A Liberal myth on its last legs
Leslie may herald realistic foreign policy
Chris Selley
National Post
15 Sep 2014
Retired lieutenant-general Andrew Leslie was last seen making Conservative and Sun News heads explode with criticisms of Israel's "indiscriminate" and "dumb" bombing of civilians in Gaza. But on Saturday at the general meeting of the Liberals' Ontario wing in Markham, during a foreign policy session for delegates, Mr. Leslie did not talk like a man on a leash.
He did cede a question on Gaza to co-panelist Kirsty Duncan, the Liberals' international development critic. But on Canada's shuttered embassy in Tehran, he suggested the Conservatives aren't just uninterested in diplomacy, but hope to "exacerbate [the] situation ... as a way to either anger, or get excited, their base." And on radicalized young men shipping out to fight for ISIS, he called it "a tragedy for [the] families that have lost their young men." He even dared mention the need to "deal with some of the root causes - disaffection, disenfranchisement, whatever it might be."

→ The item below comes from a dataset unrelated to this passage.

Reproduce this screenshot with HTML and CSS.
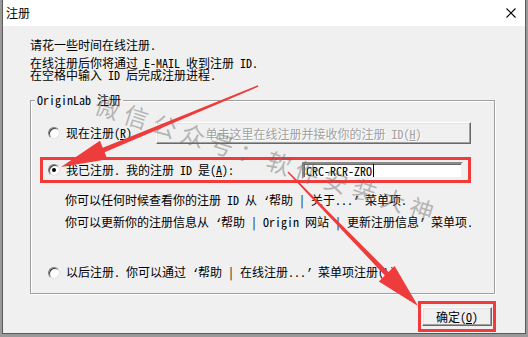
FILE: index.html
```html
<!DOCTYPE html>
<html lang="zh-CN">
<head>
    <meta charset="UTF-8">
    <title>注册</title>
    <link rel="stylesheet" href="styles.css">
</head>
<body>

<div class="window">
    <div class="titlebar">
        <span class="title">注册</span>
        <svg class="close" width="10" height="10" viewBox="0 0 10 10">
            <path d="M0.5 0.5 L9.5 9.5 M9.5 0.5 L0.5 9.5" stroke="#000" stroke-width="1.1" fill="none"/>
        </svg>
    </div>

    <div class="client">
        <p class="intro first">请花一些时间在线注册.</p>
        <p class="intro">在线注册后你将通过 E-MAIL 收到注册 ID.</p>
        <p class="intro">在空格中输入 ID 后完成注册进程.</p>

        <div class="group">
            <span class="legend">OriginLab 注册</span>

            <div class="row row-now">
                <span class="radio"></span>
                <span class="label label-now">现在注册(<u>R</u>)</span>
                <button class="btn btn-wide" disabled>单击这里在线注册并接收你的注册 ID(<u>H</u>)</button>
            </div>

            <div class="row row-have">
                <span class="radio checked"></span>
                <span class="label label-have">我已注册. 我的注册 ID 是(<u>A</u>):</span>
                <div class="id-input">CRC-RCR-ZRO<span class="caret"></span></div>
            </div>

            <p class="note first-note">你可以任何时候查看你的注册 ID 从 <span class="q">‘</span>帮助 | 关于...<span class="q">’</span> 菜单项.</p>
            <p class="note">你可以更新你的注册信息从 <span class="q">‘</span>帮助 | Origin 网站 | 更新注册信息<span class="q">’</span> 菜单项.</p>

            <div class="row row-later">
                <span class="radio"></span>
                <span class="label">以后注册. 你可以通过 <span class="q">‘</span>帮助 | 在线注册...<span class="q">’</span> 菜单项注册(<u>L</u>).</span>
            </div>
        </div>

        <div class="footer">
            <div class="mark">
                <button class="btn btn-ok">确定(<u>O</u>)</button>
            </div>
        </div>
    </div>
</div>

<!-- 水印和标注箭头 -->
<span class="watermark">微信公众号：软件安装大神</span>

<svg class="arrows" width="528" height="337" viewBox="0 0 528 337">
    <polygon points="257.7,85.3 102.8,147.7 99.9,140.7 61,167 107.5,159.3 104.6,152.3 258.3,86.7" />
    <polygon points="288.5,171.5 388.5,272 394.6,266 418,306 378.8,281.4 384.9,275.4 287.5,172.5" />
</svg>

</body>
</html>
```

FILE: styles.css
```css
/* Base */
* {
    box-sizing: border-box;
    margin: 0;
    padding: 0;
}

body {
    width: 528px;
    height: 337px;
    overflow: hidden;
    background-color: #9a9a9a;
    font-family: "Noto Sans Mono CJK SC", "Noto Sans CJK SC", monospace;
    font-size: 12px;
    color: #000;
}

u {
    text-decoration: underline;
    text-underline-offset: 1px;
}

/* half-width quotes, as in the bitmap font */
.q {
    font-family: "Liberation Mono", monospace;
    letter-spacing: -1.2px;
}

/* Window frame */
.window {
    margin-left: 2px;
    width: 524px;
    height: 334px;
    border: 1px solid #5a5a5a;
    border-top: none;
    background-color: #f0f0f0;
}

.titlebar {
    height: 26px;
    background-color: #ffffff;
    display: flex;
    align-items: center;
    justify-content: space-between;
    padding: 0 9px 0 3px;
}

.title {
    font-family: "Noto Sans CJK SC", sans-serif;
    font-size: 12px;
    line-height: 12px;
}

.close {
    display: block;
}

/* Client area */
.client {
    height: 307px;
    padding: 13px 0 0 27px;
}

.intro {
    height: 12px;
    line-height: 12px;
}

.intro.first {
    margin-bottom: 6px;
}

/* Group box */
.group {
    position: relative;
    margin-top: 19px;
    width: 465px;
    height: 194px;
    padding-top: 21px;
    border: 1px solid #a0a0a0;
    box-shadow: 1px 1px 0 #ffffff, inset 1px 1px 0 #ffffff;
}

.legend {
    position: absolute;
    top: -7px;
    left: 4px;
    padding: 0 2px;
    line-height: 12px;
    background-color: #f0f0f0;
}

.row {
    display: flex;
    align-items: center;
    padding-left: 17px;
}

.row-now {
    height: 22px;
}

.row-have {
    margin-top: 13px;
    margin-left: 9px;
    width: 431px;
    height: 26px;
    padding-left: 5px;
    border: 3px solid #f23a3a;
}

.row-later {
    margin-top: 29px;
    height: 20px;
}

.radio {
    flex: none;
    position: relative;
    width: 12px;
    height: 12px;
    border-radius: 50%;
    background-color: #ffffff;
    border: 1px solid;
    border-color: #808080 #e3e3e3 #e3e3e3 #808080;
    box-shadow: inset 1px 1px 0 #404040;
}

.radio.checked::after {
    content: "";
    position: absolute;
    left: 3px;
    top: 3px;
    width: 4px;
    height: 4px;
    border-radius: 50%;
    background-color: #000;
}

.label {
    margin-left: 6px;
    line-height: 12px;
    white-space: nowrap;
}

.label-now {
    width: 90px;
}

.label-have {
    width: 236px;
}

.note {
    margin-left: 34px;
    line-height: 20px;
    white-space: nowrap;
}

.note.first-note {
    margin-top: 7px;
}

/* Controls */
.btn {
    font-family: inherit;
    font-size: 12px;
    background-color: #f0f0f0;
    color: #000;
    border: 1px solid;
    border-color: #ffffff #696969 #696969 #ffffff;
    box-shadow: inset -1px -1px 0 #a0a0a0, inset 1px 1px 0 #e3e3e3;
}

.btn-wide {
    width: 315px;
    height: 22px;
    color: #a0a0a0;
    text-shadow: 1px 1px 0 #ffffff;
}

.id-input {
    width: 161px;
    height: 17px;
    padding-left: 2px;
    line-height: 13px;
    background-color: #ffffff;
    border: 2px solid;
    border-color: #8a8a8a #f0f0f0 #f0f0f0 #8a8a8a;
    box-shadow: inset 1px 1px 0 #696969;
    display: flex;
    align-items: center;
}

.caret {
    display: inline-block;
    width: 1px;
    height: 13px;
    margin-left: 1px;
    background-color: #000;
}

.footer {
    display: flex;
    justify-content: flex-end;
    margin-top: 7px;
    padding-right: 29px;
}

.mark {
    border: 3px solid #f23a3a;
    padding: 3px 1px;
}

.btn-ok {
    display: block;
    width: 70px;
    height: 19px;
    line-height: 15px;
}

/* Overlays */
.watermark {
    position: absolute;
    left: 102px;
    top: 86px;
    transform: rotate(18deg);
    transform-origin: left top;
    font-family: "Noto Sans CJK SC", sans-serif;
    font-size: 24px;
    letter-spacing: 6px;
    white-space: nowrap;
    color: rgba(105, 105, 105, 0.45);
    pointer-events: none;
}

.arrows {
    position: absolute;
    left: 0;
    top: 0;
    pointer-events: none;
}

.arrows polygon {
    fill: #ee3b3b;
}
```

He said nothing remotely outrageous, don't get me wrong. He sounded intelligent, experienced and reasoned. But now that he's in politics, he's gunpowder for the Conservatives' dumb-dumb fundraising blasts: "Can you believe what [INSERT NAME] said? Send $5 to help us save Canada from [INSERT NAME]!"
Unfortunately for the Conservatives, Mr. Leslie is not an airhead sociology major who thinks Israel is evil and terrorists need hugs, but a highly decorated soldier. Smart, confident, eloquent people needn't worry so much about contrived freakouts from panicked opponents. The panicky opponents tend to wind up look silly. Mr. Leslie calmly stood by his comments on Israel. Maybe the Tories raised a few bucks, but they're still in no position to win an election.

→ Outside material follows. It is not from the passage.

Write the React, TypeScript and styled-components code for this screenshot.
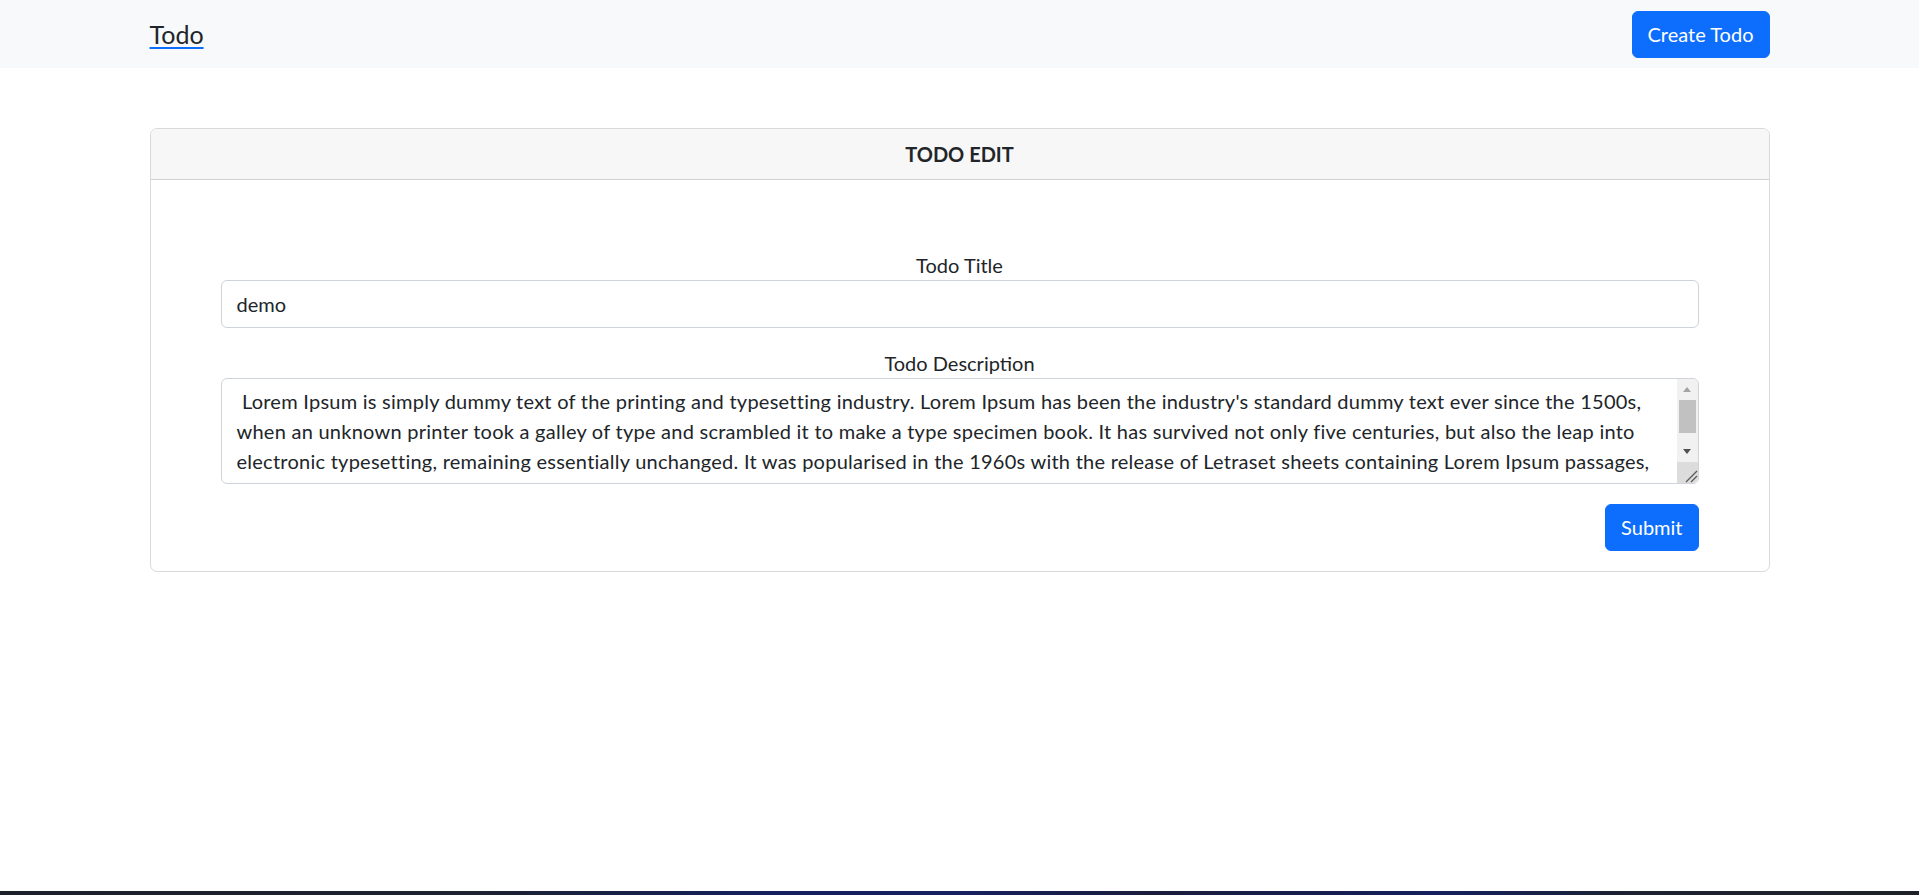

If we could measure the gaps between reality and partisan rhetoric in Canadian politics, the widest might be found on foreign policy. To Conservatives, the Chrétien-Martin Liberals were ineffectual, anti-Israel milquetoasts; to Liberals, Stephen Harper's Conservatives are ineffectual, stridently pro-Israel chest-thumpers who've been dragging Canada's good name through the mud.

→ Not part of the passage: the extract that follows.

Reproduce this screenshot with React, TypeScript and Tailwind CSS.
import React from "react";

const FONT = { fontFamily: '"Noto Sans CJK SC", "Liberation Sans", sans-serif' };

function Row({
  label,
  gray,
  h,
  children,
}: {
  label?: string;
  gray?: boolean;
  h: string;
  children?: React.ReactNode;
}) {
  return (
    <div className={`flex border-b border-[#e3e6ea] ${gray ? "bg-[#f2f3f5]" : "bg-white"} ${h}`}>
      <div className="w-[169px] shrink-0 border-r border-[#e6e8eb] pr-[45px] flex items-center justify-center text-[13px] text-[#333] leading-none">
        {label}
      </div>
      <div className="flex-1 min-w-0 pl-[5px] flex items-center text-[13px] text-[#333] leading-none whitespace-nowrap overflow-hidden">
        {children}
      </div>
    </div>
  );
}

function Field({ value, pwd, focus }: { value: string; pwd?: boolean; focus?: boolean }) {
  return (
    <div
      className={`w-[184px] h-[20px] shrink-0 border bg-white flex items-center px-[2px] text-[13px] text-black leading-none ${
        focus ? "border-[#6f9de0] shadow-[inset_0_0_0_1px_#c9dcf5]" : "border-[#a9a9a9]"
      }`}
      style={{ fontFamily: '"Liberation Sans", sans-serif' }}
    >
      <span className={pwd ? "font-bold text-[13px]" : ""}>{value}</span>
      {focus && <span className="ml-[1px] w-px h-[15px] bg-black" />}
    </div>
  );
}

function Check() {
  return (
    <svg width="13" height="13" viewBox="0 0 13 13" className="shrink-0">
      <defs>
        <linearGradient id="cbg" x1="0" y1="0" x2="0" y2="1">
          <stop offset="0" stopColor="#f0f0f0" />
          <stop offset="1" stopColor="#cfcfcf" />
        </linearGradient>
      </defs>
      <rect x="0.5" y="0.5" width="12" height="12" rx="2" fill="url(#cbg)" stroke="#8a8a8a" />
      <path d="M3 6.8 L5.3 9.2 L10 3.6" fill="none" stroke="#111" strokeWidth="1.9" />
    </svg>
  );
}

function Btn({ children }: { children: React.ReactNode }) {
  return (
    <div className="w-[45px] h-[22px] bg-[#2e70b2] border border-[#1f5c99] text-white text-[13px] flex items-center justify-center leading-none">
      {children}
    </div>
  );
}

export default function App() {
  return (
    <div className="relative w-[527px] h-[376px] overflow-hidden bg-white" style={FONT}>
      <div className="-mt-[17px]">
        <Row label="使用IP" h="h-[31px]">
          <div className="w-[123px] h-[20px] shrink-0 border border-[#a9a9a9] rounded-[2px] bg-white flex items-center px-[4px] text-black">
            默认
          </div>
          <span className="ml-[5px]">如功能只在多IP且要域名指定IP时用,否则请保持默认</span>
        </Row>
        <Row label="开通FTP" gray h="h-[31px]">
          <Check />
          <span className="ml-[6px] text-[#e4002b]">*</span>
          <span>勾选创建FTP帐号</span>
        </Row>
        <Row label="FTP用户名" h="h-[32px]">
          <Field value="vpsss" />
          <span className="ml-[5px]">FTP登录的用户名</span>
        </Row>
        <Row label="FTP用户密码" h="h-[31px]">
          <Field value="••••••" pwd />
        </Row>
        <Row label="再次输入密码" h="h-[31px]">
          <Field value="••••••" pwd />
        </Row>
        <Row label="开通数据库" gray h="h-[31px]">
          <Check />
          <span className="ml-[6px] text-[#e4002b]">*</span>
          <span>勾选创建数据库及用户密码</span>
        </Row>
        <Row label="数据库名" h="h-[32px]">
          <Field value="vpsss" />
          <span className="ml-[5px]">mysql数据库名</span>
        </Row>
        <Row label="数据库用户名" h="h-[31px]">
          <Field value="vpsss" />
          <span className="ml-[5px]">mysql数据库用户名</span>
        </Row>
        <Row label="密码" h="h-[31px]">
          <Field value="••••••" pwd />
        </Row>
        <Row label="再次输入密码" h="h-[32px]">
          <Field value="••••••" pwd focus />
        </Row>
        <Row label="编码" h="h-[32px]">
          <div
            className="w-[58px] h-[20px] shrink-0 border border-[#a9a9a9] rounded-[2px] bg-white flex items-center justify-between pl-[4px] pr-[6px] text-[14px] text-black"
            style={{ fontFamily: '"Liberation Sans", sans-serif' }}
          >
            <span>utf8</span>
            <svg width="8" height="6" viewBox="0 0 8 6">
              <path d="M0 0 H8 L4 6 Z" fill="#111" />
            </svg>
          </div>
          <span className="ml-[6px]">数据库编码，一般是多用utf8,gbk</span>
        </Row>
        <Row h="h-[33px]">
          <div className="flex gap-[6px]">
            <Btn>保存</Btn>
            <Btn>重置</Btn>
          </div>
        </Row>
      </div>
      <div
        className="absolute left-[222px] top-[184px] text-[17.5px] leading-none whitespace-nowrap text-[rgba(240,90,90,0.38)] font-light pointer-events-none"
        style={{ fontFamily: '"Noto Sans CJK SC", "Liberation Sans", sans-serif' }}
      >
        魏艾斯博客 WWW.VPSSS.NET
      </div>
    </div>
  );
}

"We have lost our place in the world," Ms. Duncan intoned at the Saturday session. "Multilateralism mattered to Canada, and Canada mattered to the world." After an awkward pause, she came up with some examples: the anti-land mines treaty, opposition to apartheid, support for Africa (which she said the Conservatives have "abandoned") and ratifying the Kyoto Protocol.
It's not a terrible list, I suppose. But OECD figures do not support the common refrain that the Tories abandoned Africa - quite the opposite. The 32 non-signatories to the land mines treaty include Russia, China and the United States. And in a rational universe, no Liberal would ever boast about Kyoto. In 1998, Jean Chrétien committed Canada to reducing carbon emissions to 6% below 1990 levels. In the last year of Liberal government, emissions were 23% higher.
The Liberals assembled in Markham were in an ebullient mood. Elizabeth Wood McDonald, who is seeking the Liberal nomination in Sarnia-Lambton, told me she had been to these meetings since John Turner's time, and had never seen such enthusiasm. You can understand why: After two failed experiments with bookishness, they have a telegenic leader who bats away Conservative smears with a roll of his eyes.
But underneath, is it a new party? Has it come to terms with its past failures? Is it willing to confront sacred myths? On the foreign file, will Liberals keep banging on about peacekeeping, honest-brokering, Kyoto and not going to Iraq, or are they ready to turn the page?
Ms. Duncan's comments might make you wonder. But Mr. Leslie is clearly not cut from that cloth, and neither, it seemed, were most in the room.
The Liberals aren't the only party that traffics in myth, needless to say. Conservatives probably exaggerate the effects of their "strong, principled" foreign policy even more than Liberals exaggerate their great feats of multilateralism. But the latter may have enabled the former, one astute delegate argued - because "to be honest," he said, "Canadians did use to want to have their cake and eat it when it came to the military."
"They wanted to have a military that they were sort of proud of, but they wanted to think of it as only doing the nicest kind of peacekeeping," he continued. While the party should avoid "the jingoism that Harper sometimes goes in for," he argued it needs "a more frank and realistic view" of the military's role.
"I could not have said that better myself," Mr. Leslie responded, and asked if anyone disagreed.
Ms. Wood McDonald's was the only hand I saw. "I wish Justin were like his father," she told me later, sounding wistful. She'd like to see him questioning "why we're still in NATO," for example. She thinks it has needlessly antagonized Russia.
There's nothing even half that dramatic to differentiate Liberal and Conservative foreign policy nowadays. But as Andrew Leslie knows, there is an awful lot of screeching over small differences. If the Liberals can leave the Suez crisis and Kyoto in the past and come up with a foreign policy that mostly does what it says and mostly says what it does, it would be a remarkable and welcome chapter in the party's reinvention.